You are living your life through her (hense the jealousy) - your not living YOUR life - your getting your self worth off of her. What does that show? you have very little self respect or self worth. What do you have to offer her? very little indeed from where I am standing.

You have zero goals. you have nothing going for you. everything you mention is about her, her, her.

If you were half the man that she wants - you would not have argued consitantly with her.

You have much to learn.

You are way to immature, lack self respect - and have no life for yourself.

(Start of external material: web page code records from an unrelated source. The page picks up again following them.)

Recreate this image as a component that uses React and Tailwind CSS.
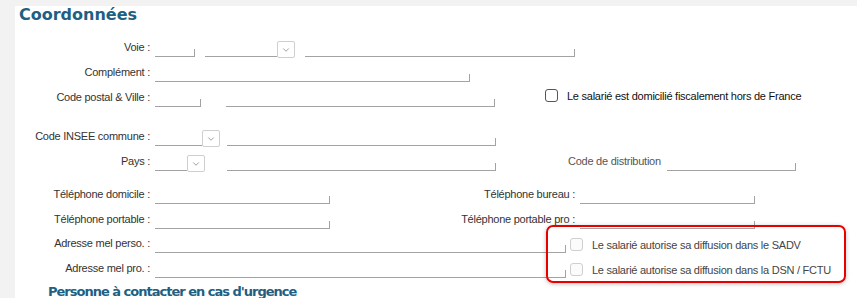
import { ChevronDown } from 'lucide-react';

function Line({ w }) {
  return <div className="h-[8px] border-b border-r border-[#a3a3a3]" style={{ width: w }} />;
}

function Combo({ w }) {
  return (
    <div className="flex items-end">
      <div className="h-[8px] border-b border-[#a3a3a3]" style={{ width: w }} />
      <div className="w-[18px] h-[17px] -mb-px border border-[#cfcfcf] rounded-[2px] flex items-center justify-center bg-white">
        <ChevronDown className="w-[10px] h-[10px] text-[#666]" strokeWidth={1.5} />
      </div>
    </div>
  );
}

function Label({ children, w = 'w-[140px]' }) {
  return <div className={`${w} shrink-0 mb-[4px] text-right pr-[5px] leading-none whitespace-nowrap`}>{children}</div>;
}

function Check({ label, faded }) {
  return (
    <div className="flex items-center gap-[9px] whitespace-nowrap">
      <div
        className={`w-[13px] h-[13px] shrink-0 rounded-[3px] border ${
          faded ? 'border-[#cfcfcf] bg-[#fbfbfb]' : 'border-[#555] bg-white'
        }`}
      />
      <span className={faded ? 'text-[#444]' : 'text-[#111]'}>{label}</span>
    </div>
  );
}

const heading = { fontFamily: '"DejaVu Sans", Verdana, sans-serif' };

export default function App() {
  return (
    <div
      className="w-[857px] h-[298px] overflow-hidden bg-[#f2f2f2] pl-[15px] pt-[6px] text-[11px] tracking-[-0.25px] text-[#333]"
      style={{ fontFamily: '"Liberation Sans", Arial, sans-serif' }}
    >
      <div className="relative bg-white h-full">
        <h2 className="pl-[4px] text-[16px] font-bold text-[#1e5f82] leading-[18px] tracking-normal" style={heading}>
          Coordonnées
        </h2>

        <div className="pt-[10px]">
          {/* Voie */}
          <div className="flex items-end h-[25px] pb-[2px]">
            <Label>Voie :</Label>
            <Line w={40} />
            <div className="ml-[10px]"><Combo w={72} /></div>
            <div className="ml-[10px]"><Line w={270} /></div>
          </div>
          {/* Complément */}
          <div className="flex items-end h-[25px] pb-[2px]">
            <Label>Complément :</Label>
            <Line w={315} />
          </div>
          {/* Code postal */}
          <div className="flex items-end h-[25px] pb-[2px]">
            <Label>Code postal &amp; Ville :</Label>
            <Line w={46} />
            <div className="ml-[25px]"><Line w={269} /></div>
            <div className="ml-[50px] mb-[3px]">
              <Check label="Le salarié est domicilié fiscalement hors de France" />
            </div>
          </div>

          {/* INSEE */}
          <div className="flex items-end h-[25px] pb-[2px] mt-[14px]">
            <Label>Code INSEE commune :</Label>
            <Combo w={47} />
            <div className="ml-[7px]"><Line w={269} /></div>
          </div>
          {/* Pays */}
          <div className="flex items-end h-[25px] pb-[2px]">
            <Label>Pays :</Label>
            <Combo w={32} />
            <div className="ml-[22px]"><Line w={269} /></div>
            <div className="ml-[72px] mb-[4px] w-[99px] text-[#555] leading-none whitespace-nowrap">Code de distribution</div>
            <Line w={129} />
          </div>

          {/* Téléphones */}
          <div className="flex items-end h-[25px] pb-[2px] mt-[8px]">
            <Label>Téléphone domicile :</Label>
            <Line w={175} />
            <Label w="w-[250px]">Téléphone bureau :</Label>
            <Line w={175} />
          </div>
          <div className="flex items-end h-[25px] pb-[2px]">
            <Label>Téléphone portable :</Label>
            <Line w={175} />
            <Label w="w-[250px]">Téléphone portable pro :</Label>
            <Line w={175} />
          </div>

          {/* Mails */}
          <div className="flex items-end h-[24px] pb-[2px]">
            <Label>Adresse mel perso. :</Label>
            <Line w={411} />
            <div className="ml-[4px]">
              <Check faded label="Le salarié autorise sa diffusion dans le SADV" />
            </div>
          </div>
          <div className="flex items-end h-[25px] pb-[2px]">
            <Label>Adresse mel pro. :</Label>
            <Line w={411} />
            <div className="ml-[4px]">
              <Check faded label="Le salarié autorise sa diffusion dans la DSN / FCTU" />
            </div>
          </div>

          <h3
            className="pl-[33px] pt-[5px] text-[13px] font-bold text-[#1e5f82] leading-none tracking-[-1px] whitespace-nowrap"
            style={heading}
          >
            Personne à contacter en cas d'urgence
          </h3>
        </div>

        {/* highlight */}
        <div className="absolute left-[531px] top-[219px] w-[300px] h-[58px] border-2 border-[#e60000] rounded-[7px] shadow-[0_1px_4px_rgba(0,0,0,0.25)] pointer-events-none" />
      </div>
    </div>
  );
}
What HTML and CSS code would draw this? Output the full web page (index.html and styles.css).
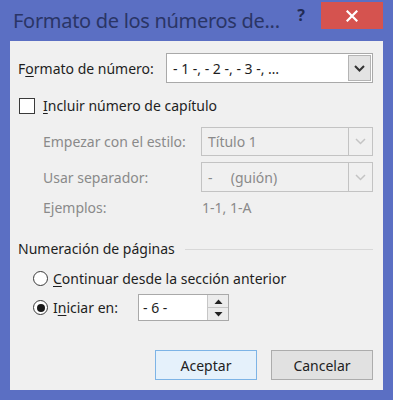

Let me ask you this. What do you think she finds more attractive. A whimpering little man, who's only goal in life is to be with her 24/7 - but who's insecure, let's himself get treated like a b#tch by his woman, has no confidence and little in the way of direction and goals to offer her

OR

A confident MAN. Who doesn't NEED her - but chooses to be with her because he can share HIS dreams and desires with HER - and experience life with HER. Who if necessary has the strength and confidence to move on and grow as a man.....

I'd say the 2nd.

Your the 1st.


Stick around here and read the bible. There are many things you need to learn.


What to do next:

No contact with her.
Figure out what YOU want to do in life.
Live life - have fun and experience.
Don't hold hope for Her - but let go. Don't think of her as some item that you can HAVE - but rather as an experience - she's an individual - you need to be one to.
She will call you. But what happens at that point depends on whether your the same jealous, insecure individual you are now.


So.... in short.

1) stick around the board.
2) Read the bible.
3) Forget and let go (of her)
4) no contact
5) get out there, have fun and meet other women.